I used this excellent tutorial for making my petticoat, and just adapted the measurements slightly, plus sewed a back seam in at the end. I then gathered the lining layer at the top and sewed it onto the corselet halfway between the waist and hip line. It worked a treat! Making a petticoat is so easy! Who knew?



****

This dress was made up of so many elements and MANY hours of sewing. I actually cried when I first tried it on as one piece. It has major sentimental value. Also I've read lots of blogs and had lots of friends who've said they WISHED they could wear their wedding dress again. Wearing my Blue Dress for me is pretty much like wearing my wedding dress again, and it will always be special.

A group of Liam's lovely running mates clubbed together to buy us a meal at the Wolsey as our wedding present. We went a few weeks after our honeymoon and it was so, so nice. The Blue Dress had it's first outing too and I loved wearing it!

Bathroom selfie at the Wolsey! Had to be done!

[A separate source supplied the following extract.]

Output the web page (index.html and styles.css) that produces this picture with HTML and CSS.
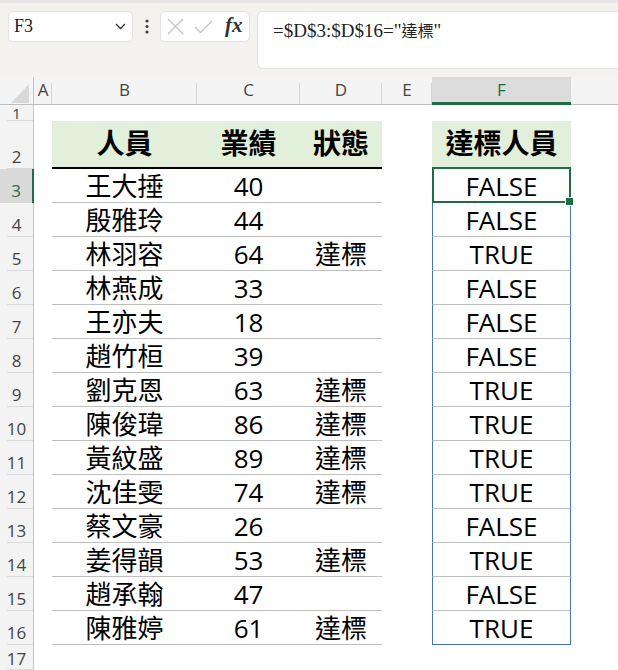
FILE: index.html
```html
<!DOCTYPE html>
<html lang="zh-Hant">
<head>
<meta charset="utf-8">
<title>Excel</title>
<link rel="stylesheet" href="styles.css">
</head>
<body>
<div class="top">
  <div class="namebox"><span>F3</span><svg width="11" height="7" viewBox="0 0 11 7"><polyline points="1,1 5.5,5.5 10,1" fill="none" stroke="#333" stroke-width="1.3"/></svg></div>
  <div class="dots"><svg width="4" height="15" viewBox="0 0 4 15"><circle cx="2" cy="2" r="1.6" fill="#444"/><circle cx="2" cy="7.5" r="1.6" fill="#444"/><circle cx="2" cy="13" r="1.6" fill="#444"/></svg></div>
  <div class="fnbox">
    <svg class="ix" width="17" height="17" viewBox="0 0 17 17"><path d="M1 1L16 16M16 1L1 16" stroke="#c4c4c4" stroke-width="1.4" fill="none"/></svg>
    <svg class="ic" width="19" height="14" viewBox="0 0 19 14"><polyline points="1,7 6.5,12.5 18,1" stroke="#c4c4c4" stroke-width="1.4" fill="none"/></svg>
    <span class="fx">fx</span>
  </div>
  <div class="formula">=$D$3:$D$16="<span class="cj">達標</span>"</div>
</div>

<div class="colhdr">
  <div class="corner"><svg width="18" height="19" viewBox="0 0 18 19"><polygon points="18,0 18,19 0,19" fill="#d9d9d9"/></svg></div>
  <div class="ch">A</div>
  <div class="ch">B</div>
  <div class="ch">C</div>
  <div class="ch">D</div>
  <div class="ch">E</div>
  <div class="ch sel">F</div>
  <div class="ch end"></div>
</div>

<div class="row r1"><div class="rh">1</div><div></div><div></div><div></div><div></div><div></div><div></div><div></div></div>
<div class="row r2"><div class="rh">2</div><div></div><div class="c hd">人員</div><div class="c hd">業績</div><div class="c hd">狀態</div><div></div><div class="c fh">達標人員</div><div></div></div>
<div class="row"><div class="rh on">3</div><div></div><div class="c t">王大捶</div><div class="c t">40</div><div class="c t"></div><div></div><div class="c f sel">FALSE</div><div></div></div>
<div class="row"><div class="rh">4</div><div></div><div class="c t">殷雅玲</div><div class="c t">44</div><div class="c t"></div><div></div><div class="c f">FALSE</div><div></div></div>
<div class="row"><div class="rh">5</div><div></div><div class="c t">林羽容</div><div class="c t">64</div><div class="c t">達標</div><div></div><div class="c f">TRUE</div><div></div></div>
<div class="row"><div class="rh">6</div><div></div><div class="c t">林燕成</div><div class="c t">33</div><div class="c t"></div><div></div><div class="c f">FALSE</div><div></div></div>
<div class="row"><div class="rh">7</div><div></div><div class="c t">王亦夫</div><div class="c t">18</div><div class="c t"></div><div></div><div class="c f">FALSE</div><div></div></div>
<div class="row"><div class="rh">8</div><div></div><div class="c t">趙竹桓</div><div class="c t">39</div><div class="c t"></div><div></div><div class="c f">FALSE</div><div></div></div>
<div class="row"><div class="rh">9</div><div></div><div class="c t">劉克恩</div><div class="c t">63</div><div class="c t">達標</div><div></div><div class="c f">TRUE</div><div></div></div>
<div class="row"><div class="rh">10</div><div></div><div class="c t">陳俊瑋</div><div class="c t">86</div><div class="c t">達標</div><div></div><div class="c f">TRUE</div><div></div></div>
<div class="row"><div class="rh">11</div><div></div><div class="c t">黃紋盛</div><div class="c t">89</div><div class="c t">達標</div><div></div><div class="c f">TRUE</div><div></div></div>
<div class="row"><div class="rh">12</div><div></div><div class="c t">沈佳雯</div><div class="c t">74</div><div class="c t">達標</div><div></div><div class="c f">TRUE</div><div></div></div>
<div class="row"><div class="rh">13</div><div></div><div class="c t">蔡文豪</div><div class="c t">26</div><div class="c t"></div><div></div><div class="c f">FALSE</div><div></div></div>
<div class="row"><div class="rh">14</div><div></div><div class="c t">姜得韻</div><div class="c t">53</div><div class="c t">達標</div><div></div><div class="c f">TRUE</div><div></div></div>
<div class="row"><div class="rh">15</div><div></div><div class="c t">趙承翰</div><div class="c t">47</div><div class="c t"></div><div></div><div class="c f">FALSE</div><div></div></div>
<div class="row"><div class="rh">16</div><div></div><div class="c t">陳雅婷</div><div class="c t">61</div><div class="c t">達標</div><div></div><div class="c f last">TRUE</div><div></div></div>
<div class="row r17"><div class="rh">17</div><div></div><div></div><div></div><div></div><div></div><div></div><div></div></div>
</body>
</html>
```
FILE: styles.css
```css
* { box-sizing: border-box; }
html, body { margin: 0; padding: 0; }
body {
  width: 618px;
  height: 670px;
  overflow: hidden;
  background: #fff;
  font-family: "Open Sans", "Noto Sans CJK TC", sans-serif;
}

/* toolbar */
.top {
  height: 77px;
  background: #f3f2ee;
  border-top: 3px solid #e6e6e6;
  display: flex;
  align-items: flex-start;
  padding: 8px 0 0 8px;
}
.namebox {
  width: 125px;
  height: 31px;
  background: #fff;
  border: 1px solid #e3e3e3;
  border-radius: 5px;
  display: flex;
  align-items: center;
  justify-content: space-between;
  padding: 0 6px 0 5px;
  font-family: "Liberation Serif", "Noto Sans CJK TC", serif;
  font-size: 18px;
  color: #222;
}
.dots {
  width: 27px;
  height: 31px;
  display: flex;
  align-items: center;
  justify-content: center;
}
.fnbox {
  width: 90px;
  height: 31px;
  background: #fff;
  border: 1px solid #e3e3e3;
  border-radius: 5px;
  display: flex;
  align-items: center;
  padding: 0 0 0 6px;
}
.ix { margin-right: 10px; }
.ic { margin-right: 12px; }
.fx {
  font-family: "Liberation Serif", serif;
  font-style: italic;
  font-weight: bold;
  font-size: 21px;
  line-height: 1;
  color: #333;
  margin-top: -3px;
}
.formula {
  margin-left: 7px;
  flex: 1;
  height: 58px;
  background: #fff;
  border: 1px solid #e3e3e3;
  border-right: none;
  border-radius: 6px 0 0 6px;
  padding: 6px 0 0 15px;
  font-family: "Liberation Serif", "Noto Sans CJK TC", serif;
  font-size: 19px;
  color: #222;
}
.cj { font-family: "Noto Sans CJK TC", sans-serif; font-size: 16px; }

/* column header */
.colhdr {
  display: grid;
  grid-template-columns: 34px 18px 145px 103px 82px 50px 139px 1fr;
  height: 28px;
  background: #f4f4f4;
  border-bottom: 1px solid #bdbdbd;
}
.corner {
  display: flex;
  align-items: flex-end;
  justify-content: flex-end;
  padding: 0 4px 1px 0;
  border-right: 1px solid #c6c6c6;
}
.ch {
  display: flex;
  align-items: center;
  justify-content: center;
  font-size: 17px;
  color: #444;
  padding-bottom: 2px;
  background: linear-gradient(#d6d6d6, #d6d6d6) right bottom / 1px 21px no-repeat;
}
.ch.sel {
  background-color: #dcdcdc;
  color: #1e6e42;
  border-bottom: 3px solid #1e6e42;
  padding-bottom: 0;
  margin-bottom: -1px;
}
.ch.end { background: none; }

/* rows */
.row {
  display: grid;
  grid-template-columns: 34px 18px 145px 103px 82px 50px 139px 1fr;
  height: 34px;
}
.r1 { height: 16px; }
.r2 { height: 48px; }
.r17 { height: 25px; }
.rh {
  background: #f3f3f3 linear-gradient(#dadada, #dadada) right bottom / 26px 1px no-repeat;
  border-right: 1px solid #c6c6c6;
  display: flex;
  justify-content: center;
  align-items: flex-end;
  padding-bottom: 4px;
  font-size: 17px;
  line-height: 17px;
  color: #444;
  overflow: hidden;
}
.r1 .rh {
  padding-bottom: 0;
  align-items: center;
  font-size: 15px;
  line-height: 14px;
  overflow: visible;
}
.r17 .rh { padding-bottom: 3px; }
.rh.on {
  background-color: #d9d9d9;
  color: #1e6e42;
  border-right: 2px solid #1e6e42;
}

.c {
  display: flex;
  align-items: center;
  justify-content: center;
  font-size: 26px;
  line-height: 1;
  color: #000;
  white-space: nowrap;
}
.t { border-bottom: 1px solid #bfbfbf; }
.hd {
  background: #e2efda;
  border-bottom: 2px solid #000;
  font-weight: bold;
  font-size: 28px;
  padding-bottom: 2px;
}
.fh {
  background: #e2efda;
  font-weight: bold;
  font-size: 28px;
  padding-bottom: 4px;
}
.f {
  border-left: 1px solid #4472c4;
  border-right: 1px solid #4472c4;
  border-bottom: 1px solid #bfbfbf;
}
.f.last { border-bottom-color: #4472c4; }
.f.sel { position: relative; }
.f.sel::before {
  content: "";
  position: absolute;
  left: -1px;
  top: -2px;
  right: -1px;
  bottom: -1px;
  border: 2px solid #1e6e42;
}
.f.sel::after {
  content: "";
  position: absolute;
  right: -4px;
  bottom: -4px;
  width: 7px;
  height: 7px;
  background: #1e6e42;
  border: 1px solid #fff;
}
```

**** This post is one of a series documenting the making of my wedding dress. Click here to see an index of all posts about sewing my wedding dress! ****

5 comments:

  1. What a fantastic way to make sure there are no surprises on the Actual Dress! And I love this is kind of like being able to wear your wedding dress after the big day. It's really lovely, and I hope you have many happy years of special occasions in it. :)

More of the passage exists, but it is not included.